The intricate involutions of this play demands acting of the highest standard, and TTC’s company delivers it.
Joolz Connery is simply outstanding as Alida. She precisely pictures the stubbornness that can be ingrained in the self-reliant, the tetchiness that can follow the failing elderly, and the anxiety that always torments those with dementia. Connery has obviously studied the mannerisms of dementia sufferers and has these to a tee. The Alida of now and the child Alida in her mind is accurately and clearly differentiated. The pervasive urgency of Alida’s quest is palpable, a quest to race against her failing memory, before she becomes Gretel, lost in “an infinite indifferent darkness.”
Beth is a rootless young woman seeking roots. Lara Parker portrays Beth as a directionless drifter, all at sea but wanting to put down an anchor. She cannot make lasting relationships and has had a string of loveless encounters with different men.
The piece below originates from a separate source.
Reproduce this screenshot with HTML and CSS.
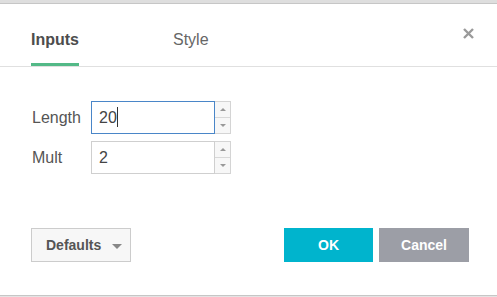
FILE: index.html
```html
<!DOCTYPE html>
<html lang="en">
<head>
    <meta charset="UTF-8">
    <title>Indicator settings</title>
    <link rel="stylesheet" href="styles.css">
</head>
<body>
    <div class="backdrop-top"></div>

    <div class="dialog">
        <!-- Tabs -->
        <div class="tabs">
            <div class="tab active">Inputs</div>
            <div class="tab">Style</div>
            <div class="close">
                <svg width="11" height="11" viewBox="0 0 11 11">
                    <path d="M1 1 L10 10 M10 1 L1 10" stroke="#9a9a9a" stroke-width="2.4" fill="none"/>
                </svg>
            </div>
        </div>

        <!-- Inputs -->
        <div class="form">
            <div class="row">
                <label class="label">Length</label>
                <div class="field focused">20<span class="caret"></span></div>
                <div class="spin">
                    <span class="spin-up"></span>
                    <span class="spin-down"></span>
                </div>
            </div>
            <div class="row">
                <label class="label">Mult</label>
                <div class="field">2</div>
                <div class="spin">
                    <span class="spin-up"></span>
                    <span class="spin-down"></span>
                </div>
            </div>
        </div>

        <!-- Buttons -->
        <div class="footer">
            <button class="btn-defaults">Defaults <span class="arrow"></span></button>
            <div class="actions">
                <button class="btn-ok">OK</button>
                <button class="btn-cancel">Cancel</button>
            </div>
        </div>
    </div>

    <div class="backdrop-bottom"></div>
</body>
</html>
```

FILE: styles.css
```css
body {
    font-family: "Liberation Sans", Arial, sans-serif;
    margin: 0;
    padding: 0;
    width: 497px;
    height: 297px;
    overflow: hidden;
    background-color: #ffffff;
}

.backdrop-top {
    height: 3px;
    background-color: #dedede;
    border-bottom: 1px solid #c6c6c6;
}

.backdrop-bottom {
    height: 1px;
    background-color: #e4e4e4;
    border-top: 1px solid #c6c6c6;
}

.dialog {
    background-color: #ffffff;
}

/* Tabs */
.tabs {
    display: flex;
    align-items: flex-start;
    border-bottom: 1px solid #e0e0e0;
    padding-left: 31px;
}

.tab {
    font-size: 16px;
    line-height: 19px;
    color: #666;
    padding: 26px 0 14px;
    border-bottom: 3px solid transparent;
}

.tab.active {
    font-weight: bold;
    color: #4d4d4d;
    border-bottom-color: #53b987;
}

.tab + .tab {
    margin-left: 94px;
}

.close {
    margin-left: auto;
    margin-right: 23px;
    padding-top: 24px;
    line-height: 0;
}

/* Form */
.form {
    padding: 34px 0 0 32px;
}

.row {
    display: flex;
    align-items: center;
    height: 33px;
}

.row + .row {
    margin-top: 7px;
}

.label {
    width: 59px;
    font-size: 16px;
    color: #555;
}

.field {
    box-sizing: border-box;
    width: 124px;
    height: 33px;
    border: 1px solid #cfcfcf;
    padding: 0 7px;
    font-size: 16px;
    line-height: 31px;
    color: #444;
}

.field.focused {
    border-color: #4a86c8;
}

.caret {
    display: inline-block;
    width: 1px;
    height: 20px;
    background-color: #333;
    vertical-align: -4px;
}

.spin {
    box-sizing: border-box;
    width: 16px;
    height: 33px;
    display: flex;
    flex-direction: column;
    border: 1px solid #d4d4d4;
    border-left: none;
}

.spin span {
    flex: 1;
    position: relative;
    background-color: #f7f7f7;
}

.spin-up {
    border-bottom: 1px solid #d8d8d8;
}

.spin span::after {
    content: "";
    position: absolute;
    left: 5px;
    top: 6px;
    border-left: 3px solid transparent;
    border-right: 3px solid transparent;
}

.spin-up::after {
    border-bottom: 3px solid #999;
}

.spin-down::after {
    border-top: 3px solid #999;
}

/* Footer */
.footer {
    display: flex;
    justify-content: space-between;
    padding: 54px 28px 33px 31px;
}

button {
    font-family: "Liberation Sans", Arial, sans-serif;
    font-size: 14px;
    font-weight: bold;
    height: 34px;
    border: none;
    padding: 0;
    cursor: pointer;
}

.btn-defaults {
    width: 100px;
    background-color: #f7f7f7;
    border: 1px solid #cccccc;
    color: #555;
    text-align: left;
    padding-left: 14px;
}

.arrow {
    display: inline-block;
    margin-left: 7px;
    border-left: 5px solid transparent;
    border-right: 5px solid transparent;
    border-top: 5px solid #888;
    vertical-align: 1px;
}

.actions {
    display: flex;
    gap: 6px;
}

.btn-ok {
    width: 89px;
    background-color: #00b4cd;
    color: white;
}

.btn-cancel {
    width: 90px;
    background-color: #9c9ea6;
    color: white;
}
```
Parker skilfully depicts this shrugging aimlessness with a measured empathy, and she also clearly differentiates the real Beth and the Beth as a personification of Alida’s mother.
Both Alida and Beth are seeking what Alida calls “points of reference” in their lives. For Beth these include a black bin-bag of stuffed toys, her comfort blanket that she moves to each new abode; for Alida they include stick-it notes to label things before she forgets their names. As a writer, words are important to Alida and she becomes obsessed with the etymology of words that are obviously significant to her. She asks Beth to research “femur” and “witch”. The symbolic allusion is back to Hansel and Gretel : the gingerbread house becomes one of body parts and she sees it roofed in mucus. We can infer that Alida’s mind transfuses the witch with her mother and the house with the Californian villa of her mother’s lover, an exploitative pornographer, covered in muckiness. This villa is the subject of a pair of concatenated traumatic events, which are burnt into Alida’s mind. Maybe they foretell the direction of Beth’s life.
The bit in the middle is still real for Beth, but for Alida the bit in the middle has itself bits missing, such is the nature of dementia. However, another trick of dementia, rather than to hide, is to reveal. Layers of the past can be peeled away to uncover more layers, like the bulb of an onion, releasing long-forgotten flavours.
But, as Alida says, “we create dreams, but they can never be true”.